Ce soutien aura évidemment des conséquences sur le contenu de l’accord
puisqu’il ne s’agit pas, selon le mot de Blum, « d’une majorité prolétarienne.
» Léon Blum et ses ministres (socialistes et radicaux) travailleront
bien : congés payés, 40 heures, accords de Matignon avec augmentation des
salaires, conventions collectives, auberge de la jeunesse, soutien direct aux
républicains engagés dans la guerre d’Espagne pendant quelques mois…sans oublier le fameux
mot de Maurice Thorez « il faut savoir
terminer une grève…dès lors que les principales revendications sont
satisfaites. » En mai et juin 1936, de nombreux travailleurs(euses) sont en
effet en grève. Ils dansent, ils chantent, font preuve de fraternité et
d’exigence de dignité car ils veulent, enfin, être reconnus dans la fabrique de
l’histoire. Le patronat va lâcher sur les salaires et le temps de travail tout
en espérant rebattre les cartes un peu plus tard…

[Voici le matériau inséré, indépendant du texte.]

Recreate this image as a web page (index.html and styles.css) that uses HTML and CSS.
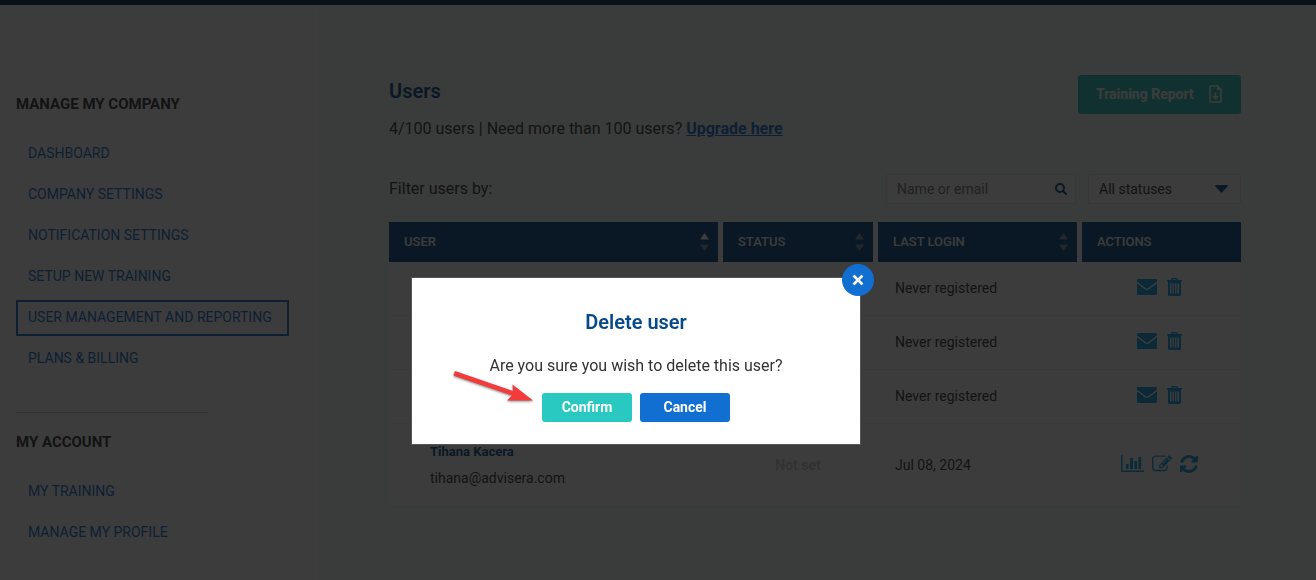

la conférence fut abondamment illustrée. |
Avec le temps, raconte Eric
Lafon, les réussites et les échecs du Front populaire seront analysées plus objectivement
eu égard aux recherches entreprises sur la base des archives publiques et
privées. Elles éclaireront aussi bien la volonté de changement des gouvernants
avec Jean Zay, Roger Salengro, Vincent Auriol, Pierre Cot (dont le rôle fut
majeur pour venir en aide aux républicains espagnols) Camille Chautemps et la
présence de trois femmes (2) que l’action bâtie sur le triptyque « le pain, la
paix, la liberté ». Eric Lafon assure que le trait d’union des partis de gauche
c’est d’abord et avant tout la lutte antifasciste. En Italie et en Allemagne, Mussolini
et Hitler ont pris le pouvoir et ne cachent nullement qu’ils souhaitent faire
la guerre aux démocraties. Mais la fin de l’expérience est proche. En 1938,
Léon Blum propose modifier la politique financière de la France et se heurte à
l’opposition du Sénat. Cette dernière entraîne sa démission et l’arrivée de
Daladier au pouvoir. Exit le Front populaire. L’épopée commence. De même que
les 7 mois et quelques jours…du gouvernement Mendès France ont marqué
l’histoire de la gauche et affirmé sa crédibilité à gérer les affaires du pays,
le Front populaire a joué un rôle considérable dans la capacité d’un
gouvernement de gauche à contribuer au progrès social. Le contexte
international, très défavorable, n’a pas empêché Léon Blum et ses ministres
emblématiques de faire d’invention. La mémoire collective et les mémoires
individuelles, en France et ailleurs, éprouvent encore une nostalgie certaine à
l’évocation des noms de Salengro (poussé au suicide) Jean Zay (assassiné par la
milice) et bien sûr Léon Blum homme d’état supérieurement intelligent et
véritable animateur du Front populaire.
(1) Une exposition itinérante : 1936, nouvelles
images, nouveaux regards sur le Front populaire se tient actuellement au Musée
de l’histoire vivante de Montreuil.Les auteurs/commissaires de
l’exposition sont : Éric Lafon, directeur scientifique au musée de l’Histoire
vivante, Frédéric Cépède (journaliste à l’Office universitaire de recherche
socialiste), Jean Vigreux (professeur d’histoire contemporaine à l’Université
Bourgogne).
(2) Dans
le gouvernement de Front populaire de Léon Blum, trois femmes ont été nommées
ministres (ou « sous-secrétaires d'État ») alors qu'elles n'étaient, comme
toutes les femmes de leur temps, ni électrices ni éligibles. Il s’agit de
Cécile Brunschvicg, sous-secrétaire d'État à l'Éducation nationale, Irène
Joliot-Curie, sous-secrétaire d'État à la Recherche scientifique, d'ailleurs
démissionnaire dès le 28 septembre 1936, et Suzanne Lacore, sous-secrétaire
d'État à la protection de l'enfance.